4.2 Reduction of input data for a multilevel simulation
Detailed simulations of large scale messagepassing parallel applications are extremely time consuming an resource intensive. We designed and validated a methodology, depicted in Figure 9, where the structure detection based on cluster analysis is combined with signal processing techniques capable of reducing the volume of simulated data by various orders of magnitude. This reduction makes possible detailed software performance analysis and accurate predictions in reasonable time.

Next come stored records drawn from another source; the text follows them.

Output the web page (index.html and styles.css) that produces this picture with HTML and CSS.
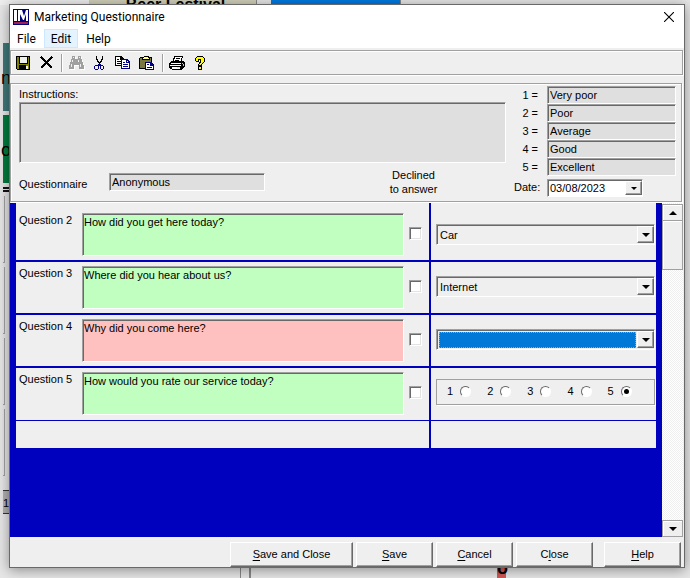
FILE: index.html
```html
<!DOCTYPE html>
<html lang="en">
<head>
<meta charset="utf-8">
<title>Marketing Questionnaire</title>
<link rel="stylesheet" href="styles.css">
</head>
<body>
<div class="backdrop">
  <div class="back-top">
    <span class="back-gap"></span><span class="back-tab">Beer Festival</span><span class="back-tab selected"></span>
  </div>
  <div class="back-left">
    <span class="tile teal">n</span>
    <span class="tile green">o</span>
    <span class="rule"></span>
    <span class="slot"></span><span class="slot"></span><span class="slot"></span><span class="slot"></span>
    <span class="page">1</span>
  </div>
  <div class="back-bottom"><span class="splitter"></span><span class="badge">o</span></div>
</div>

<main class="window">
  <header class="titlebar">
    <svg class="logo" width="16" height="16" viewBox="0 0 16 16"><path fill="#00007b" d="M0 0h16v16H0z"/><path fill="#fff" d="M1 1h3v11H1zM5 1h4l2 6 2-6h2v11h-2V5l-2 6h-1L7 5v7H5z"/><path fill="#a02050" d="M1 13h14v2H1z"/></svg>
    <h1>Marketing Questionnaire</h1>
    <button class="close" aria-label="Close window"><svg width="10" height="10" viewBox="0 0 10 10"><path d="M0 0l10 10M10 0L0 10" stroke="#000" stroke-width="1.1"/></svg></button>
  </header>
  <nav class="menu"><button>File</button><button class="hot">Edit</button><button>Help</button></nav>

  <div class="toolbar">
    <button aria-label="Save"><svg width="16" height="16" viewBox="0 0 16 16" shape-rendering="crispEdges"><path d="M0 1h14v14H1l-1-1z"/><path fill="#808000" d="M1 2h2v7h9V2h1v12H1z"/><path fill="#efefef" d="M4 2h7v6H4zM10 11h2v3h-2z"/><path d="M3 10h7v4H3z"/></svg></button>
    <button aria-label="Delete"><svg width="16" height="16" viewBox="0 0 16 16" shape-rendering="crispEdges"><path d="M2 2l11 11M13 2L2 13" stroke="#000" stroke-width="2"/></svg></button>
    <span class="sep"></span>
    <button aria-label="Find"><svg width="17" height="16" viewBox="0 0 17 16" shape-rendering="crispEdges"><path fill="#fff" transform="translate(1 1)" d="M4 1h3v3h3V1h3v3h1v3h1v3h1v4h-5v-4H6v4H1v-4h1V7h1V4h1z"/><path fill="#a0a0a0" d="M4 1h3v3h3V1h3v3h1v3h1v3h1v4h-5v-4H6v4H1v-4h1V7h1V4h1z"/><path fill="#efefef" d="M5 2h1v1H5zM11 2h1v1h-1zM4 5h1v2H4zM10 5h1v2h-1zM3 9h1v3H3zM12 9h1v3h-1z"/></svg></button>
    <button aria-label="Cut"><svg width="16" height="16" viewBox="0 0 16 16" shape-rendering="crispEdges"><path d="M4 1h1v3h1v2h1v1h1V6h1V4h1V1h1v4h-1v2H9v1H8v2H7V8H6V7H5V5H4z"/><path fill="#000080" fill-rule="evenodd" d="M6 9h3v1h2v1h1v3h-1v1H9v-1H8v-3H7v3H6v1H3v-1H2v-3h1v-1h3zM3 11v3h3v-3zM9 11v3h2v-3z"/></svg></button>
    <button aria-label="Copy"><svg width="17" height="16" viewBox="0 0 17 16" shape-rendering="crispEdges"><path d="M0 1h6l3 3v7H0z"/><path fill="#fff" d="M1 2h4v3h3v5H1z"/><path d="M2 4h2v1H2zM2 6h4v1H2zM2 8h4v1H2z"/><path fill="#000080" d="M6 4h6l3 3v7H6z"/><path fill="#fff" d="M7 5h4v3h3v5H7zM12 6h1v1h-1z"/><path fill="#000080" d="M8 7h2v1H8zM8 9h5v1H8zM8 11h5v1H8z"/></svg></button>
    <button aria-label="Paste"><svg width="17" height="16" viewBox="0 0 17 16" shape-rendering="crispEdges"><path d="M1 2h3l1-1h4l1 1h3v12H0V3z"/><path fill="#787840" d="M1 3h11v10H1z"/><path d="M3 3h8v2H3z"/><path fill="#ffff80" d="M5 2h4v1h1v1H4V3h1z"/><path fill="#000080" d="M6 7h6l3 3v5H6z"/><path fill="#fff" d="M7 8h4v3h3v3H7z"/><path fill="#000080" d="M8 9h2v1H8zM8 12h5v1H8z"/></svg></button>
    <span class="sep"></span>
    <button aria-label="Print"><svg width="17" height="16" viewBox="0 0 17 16" shape-rendering="crispEdges"><path d="M5 1h9v2h-1v3h2v1h1v5h-1v1h-1v1h-1v1H3v-1H1v-1H0V8h1V7h1V6h2V3h1z"/><path fill="#fff" d="M6 2h7v1h-1v3H5V4h1zM2 8h10v1H2zM1 10h11v1H1zM3 12h8v2H3z"/><path d="M7 3h4v1H7zM6 5h4v1H6z"/><path fill="#c0c0c0" d="M13 8h1v1h-1zM14 9h1v2h-1z"/><path fill="#ffff00" d="M8 12h3v1H8z"/></svg></button>
    <button aria-label="Help topics"><svg width="16" height="16" viewBox="0 0 16 16" shape-rendering="crispEdges"><path d="M4 1h6v1h1v1h1v4h-1v1h-1v1H9v2H5V9h1V7h1V5H6v2H3V6H2V3h1V2h1zM5 11h4v4H5z"/><path fill="#ffff00" d="M4 2h6v1h1v4h-1v1H9v1H8v1H6V9h1V8h1V4H5v2H3V3h1zM6 12h2v2H6z"/></svg></button>
  </div>

  <section class="details">
    <div class="info">
      <label for="instructions">Instructions:</label>
      <textarea id="instructions" class="field" readonly></textarea>
      <div class="subject">
        <label for="questionnaire">Questionnaire</label>
        <input id="questionnaire" class="field" value="Anonymous" readonly>
        <p class="declined">Declined<br>to answer</p>
      </div>
    </div>
    <div class="scale">
      <label for="s1">1 =</label><input id="s1" class="field" value="Very poor" readonly>
      <label for="s2">2 =</label><input id="s2" class="field" value="Poor" readonly>
      <label for="s3">3 =</label><input id="s3" class="field" value="Average" readonly>
      <label for="s4">4 =</label><input id="s4" class="field" value="Good" readonly>
      <label for="s5">5 =</label><input id="s5" class="field" value="Excellent" readonly>
      <label for="date">Date:</label>
      <div class="combo date"><select id="date" class="field"><option>03/08/2023</option></select><span class="arrow"></span></div>
    </div>
  </section>

  <section class="body">
    <div class="questions">
      <div class="row">
        <div class="ask"><label for="q2">Question 2</label><textarea id="q2" class="field done" readonly>How did you get here today?</textarea><input type="checkbox" aria-label="Declined to answer question 2"></div>
        <div class="answer"><div class="combo"><select class="field" aria-label="Answer 2"><option>Car</option></select><span class="arrow"></span></div></div>
      </div>
      <div class="row">
        <div class="ask"><label for="q3">Question 3</label><textarea id="q3" class="field done" readonly>Where did you hear about us?</textarea><input type="checkbox" aria-label="Declined to answer question 3"></div>
        <div class="answer"><div class="combo"><select class="field" aria-label="Answer 3"><option>Internet</option></select><span class="arrow"></span></div></div>
      </div>
      <div class="row">
        <div class="ask"><label for="q4">Question 4</label><textarea id="q4" class="field todo" readonly>Why did you come here?</textarea><input type="checkbox" aria-label="Declined to answer question 4"></div>
        <div class="answer"><div class="combo active"><select class="field" aria-label="Answer 4"><option></option></select><span class="arrow"></span></div></div>
      </div>
      <div class="row">
        <div class="ask"><label for="q5">Question 5</label><textarea id="q5" class="field done" readonly>How would you rate our service today?</textarea><input type="checkbox" aria-label="Declined to answer question 5"></div>
        <div class="answer choices"><fieldset class="rating">
          <label>1<input type="radio" name="rate"></label>
          <label>2<input type="radio" name="rate"></label>
          <label>3<input type="radio" name="rate"></label>
          <label>4<input type="radio" name="rate"></label>
          <label>5<input type="radio" name="rate" checked></label>
        </fieldset></div>
      </div>
      <div class="row blank"><div class="ask"></div><div class="answer"></div></div>
    </div>
    <div class="scrollbar">
      <button class="up" aria-label="Scroll up"></button>
      <span class="thumb"></span>
      <button class="down" aria-label="Scroll down"></button>
    </div>
  </section>

  <footer class="actions">
    <button class="wide"><u>S</u>ave and Close</button>
    <button><u>S</u>ave</button>
    <button><u>C</u>ancel</button>
    <button>C<u>l</u>ose</button>
    <button class="help"><u>H</u>elp</button>
  </footer>
</main>
</body>
</html>
```

FILE: styles.css
```css
* { box-sizing: border-box; }

:root {
  --face: #efefef;
  --field: #dfdfdf;
  --shade: #a0a0a0;
  --dark: #696969;
  --blue: #0000bf;
}

body {
  margin: 0;
  min-height: 100vh;
  padding: 4px 5px 10px 9px;
  display: flex;
  background: #e6e6e6;
  color: #000;
  font: 11px/14px "Liberation Sans", Arial, sans-serif;
}

button, input, select, textarea { font: inherit; color: inherit; margin: 0; }
button { padding: 0; border: 0; background: none; }

/* Application behind the dialog */
.backdrop { position: absolute; inset: 0; overflow: hidden; }
.back-top { display: flex; height: 5px; overflow: hidden; }
.back-gap { width: 89px; background: #eee; }
.back-tab {
  width: 168px;
  margin-right: 14px;
  padding-left: 6px;
  background: #cfcfba;
  border-right: 1px solid #888;
  font: bold 16px/10px "Liberation Sans", Arial, sans-serif;
  text-align: center;
}
.back-tab.selected { width: 130px; background: #0078e0; }
.back-left {
  display: flex;
  flex-direction: column;
  gap: 4px;
  width: 9px;
  margin-top: 38px;
  padding-left: 3px;
  overflow: hidden;
}
.tile { height: 68px; font: 18px/70px "Liberation Sans", Arial, sans-serif; text-indent: -2px; }
.teal { background: #3f7878; }
.green { background: #007b3e; }
.rule { height: 5px; border: solid #111; border-width: 2px 0; }
.slot { height: 67px; border: 1px solid var(--shade); border-width: 0 1px 1px 0; margin-right: 4px; }
.page { height: 24px; margin-top: 10px; background: #b0b0b0; border: solid #333; border-width: 1px 0; line-height: 24px; }
.back-bottom {
  position: absolute;
  inset: auto 0 0 0;
  height: 11px;
  display: flex;
  justify-content: space-between;
  padding: 0 184px 0 240px;
  overflow: hidden;
}
.splitter { width: 11px; border: solid #888; border-width: 0 2px 0 1px; }
.badge { width: 9px; background: #cf5858; font: bold 18px/2px "Liberation Sans", Arial, sans-serif; }

/* Dialog frame */
.window {
  position: relative;
  flex: 1;
  min-width: 0;
  display: flex;
  flex-direction: column;
  background: var(--face);
  border: 1px solid var(--dark);
  box-shadow: 0 2px 12px rgba(0, 0, 0, .4);
}
.titlebar {
  display: flex;
  align-items: center;
  gap: 5px;
  height: 24px;
  padding: 0 10px 0 3px;
  background: #fff;
}
h1 { margin: 0; flex: 1; font: 12px/16px Roboto, "Open Sans", sans-serif; }
.close { display: flex; }
.menu { display: flex; height: 19px; background: #fff; }
.menu button { padding: 0 6px; border: 1px solid transparent; font: 12px/16px Roboto, "Open Sans", sans-serif; }
.menu .hot { margin: 0 1px; background: #e5f3ff; border-color: #cce8ff; }

.toolbar {
  display: flex;
  align-items: center;
  gap: 7px;
  height: 25px;
  margin: 2px 1px 0 0;
  padding-left: 5px;
  border: 1px solid var(--shade);
  box-shadow: inset 1px 1px #fff, 1px 1px #fff;
}
.toolbar button { display: flex; }
.toolbar button svg { flex: none; }
.sep { width: 1px; height: 18px; margin: 0 -1px; background: var(--shade); box-shadow: 1px 0 #fff; }

/* Sunken boxes */
.field {
  display: block;
  width: 100%;
  height: 18px;
  padding: 0 2px 1px;
  border: 1px solid;
  border-color: var(--shade) #fff #fff var(--shade);
  border-radius: 0;
  background: var(--field);
  box-shadow: inset 1px 1px var(--dark);
  outline: 0;
  resize: none;
}

.details {
  display: grid;
  grid-template-columns: 1fr 162px;
  gap: 8px;
  margin: 8px 2px 1px 0;
  padding: 2px 5px 4px 8px;
  border: 1px solid var(--shade);
  box-shadow: inset 1px 1px #fff, 1px 1px #fff;
}
.info { display: flex; flex-direction: column; padding-top: 1px; }
.info textarea { height: 61px; margin-top: 1px; }
.subject { display: flex; align-items: center; margin-top: 5px; }
.subject label { width: 90px; padding-top: 4px; }
.subject .field { width: 156px; }
.declined { flex: 1; margin: 0 0 0 56px; text-align: center; }
.scale {
  display: grid;
  grid-template-columns: 24px 1fr;
  column-gap: 9px;
  align-content: start;
  align-items: center;
}
.scale label { text-align: right; white-space: nowrap; }
.scale .combo { margin-top: 3px; }

.combo { position: relative; height: 21px; }
.combo select { appearance: none; height: 100%; padding: 0 20px 0 3px; background: var(--face); }
.combo .arrow {
  position: absolute;
  inset: 2px 1px 2px auto;
  width: 17px;
  display: grid;
  place-items: center;
  background: var(--face);
  border: 1px solid;
  border-color: #fff var(--dark) var(--dark) #fff;
  box-shadow: inset -1px -1px var(--shade);
  pointer-events: none;
}
.arrow::before, .down::before {
  content: "";
  border: 4px solid transparent;
  border-top-color: #000;
  border-bottom: 0;
}
.combo.date { width: 96px; height: 18px; }
.date select { background: #fff; padding-left: 2px; }
.date .arrow::before { border-width: 3px 3px 0; }
.combo.active select { background: #0078d7 content-box; padding: 1px 18px 1px 1px; }
.combo.active::after {
  content: "";
  position: absolute;
  inset: 3px 19px 2px 3px;
  border: 1px dotted #ff8728;
  outline: 1px solid var(--face);
  pointer-events: none;
}

/* Question list */
.body { flex: 1; display: flex; }
.questions { flex: 1; min-width: 0; padding: 0 6px; background: var(--blue); }
.row {
  display: grid;
  grid-template-columns: 413fr 225fr;
  column-gap: 2px;
  margin-bottom: 2px;
}
.row > div { background: var(--face); min-height: 51px; }
.row:nth-child(4) { margin-bottom: 1px; }
.row:nth-child(4) > div { min-height: 52px; }
.row.blank > div { min-height: 27px; }
.ask {
  display: grid;
  grid-template-columns: 63px 1fr 18px;
  align-items: start;
  padding: 4px 7px 4px 3px;
}
.row:first-child .ask { padding-top: 10px; }
.ask:empty { padding: 0; }
.ask textarea { height: 43px; padding: 1px 1px 0; line-height: 15px; }
.ask input { margin: 14px 0 0 5px; }
.done { background: #c0ffc0; }
.todo { background: #ffc0c0; }
input[type="checkbox"] {
  appearance: none;
  width: 13px;
  height: 13px;
  background: #fff;
  border: 1px solid;
  border-color: var(--shade) #fff #fff var(--shade);
  box-shadow: inset 1px 1px var(--dark), inset -1px -1px #e3e3e3;
}
.answer { display: flex; align-items: flex-start; padding: 14px 1px 0 5px; }
.row:first-child .answer { padding-top: 21px; }
.answer.choices { padding-top: 11px; }
.answer .combo, .rating { flex: 1; min-width: 0; }
.rating {
  display: flex;
  align-items: center;
  gap: 17px;
  height: 26px;
  margin: 0;
  padding: 0 10px 2px;
  border: 1px solid var(--shade);
  box-shadow: 1px 1px #fff;
}
.rating label { display: flex; align-items: center; gap: 7px; }
input[type="radio"] {
  appearance: none;
  display: grid;
  place-items: center;
  width: 11px;
  height: 11px;
  margin: 0 -1px 0 0;
  border: 1px solid;
  border-color: var(--dark) #fff #fff var(--dark);
  border-radius: 50%;
  background: #fff;
}
input[type="radio"]:checked::before { content: ""; width: 5px; height: 5px; border-radius: 50%; background: #000; }

.scrollbar {
  display: flex;
  flex-direction: column;
  width: 21px;
  margin-right: 1px;
  padding-top: 1px;
  background: repeating-conic-gradient(#efefef 0 25%, #fff 0 50%) 0 0 / 2px 2px;
}
.scrollbar button, .thumb {
  display: grid;
  place-items: center;
  height: 17px;
  background: var(--face);
  border: 1px solid var(--shade);
  box-shadow: inset 1px 1px #fff;
}
.scrollbar .thumb { height: 50px; margin-top: -1px; }
.up::before {
  content: "";
  border: 4px solid transparent;
  border-bottom-color: #000;
  border-top: 0;
}
.scrollbar .down { margin-top: auto; }

.actions { display: flex; justify-content: flex-end; gap: 3px; padding: 5px 3px 0; }
.actions button {
  width: 77px;
  height: 25px;
  padding-bottom: 2px;
  border: 1px solid;
  border-color: #fff var(--dark) var(--dark) #fff;
  box-shadow: inset -1px -1px var(--shade);
}
.actions .wide { width: 123px; }
.actions .help { margin-left: 8px; }
.actions u { text-underline-offset: 2px; }
```
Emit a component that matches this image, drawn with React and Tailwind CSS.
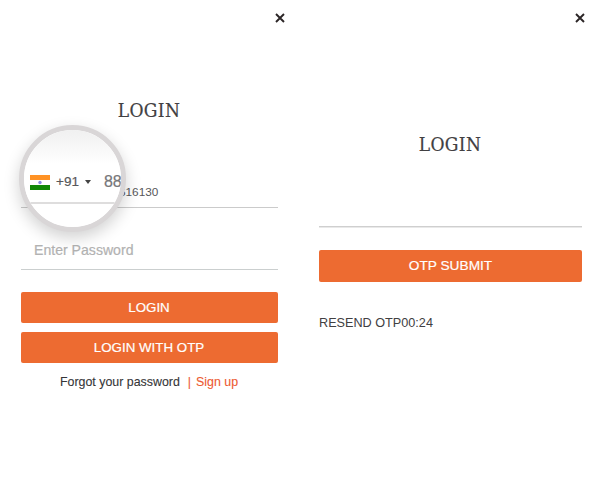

In this case, the use of the cluster analysis inside the methodology proposed takes advantage of the summarization, i.e. the use of representatives per cluster. In this scenario, the (extremely expensive) microarchitectural simulation time is dramatically reduced by carefully selecting the CPU bursts to simulate using the information provided by the cluster analysis, corresponding to the Point 3 in the Figure. Thanks to the strong statistical foundation of the cluster analysis, the use of representatives instead of all individuals adds a minimum error to the final simulation.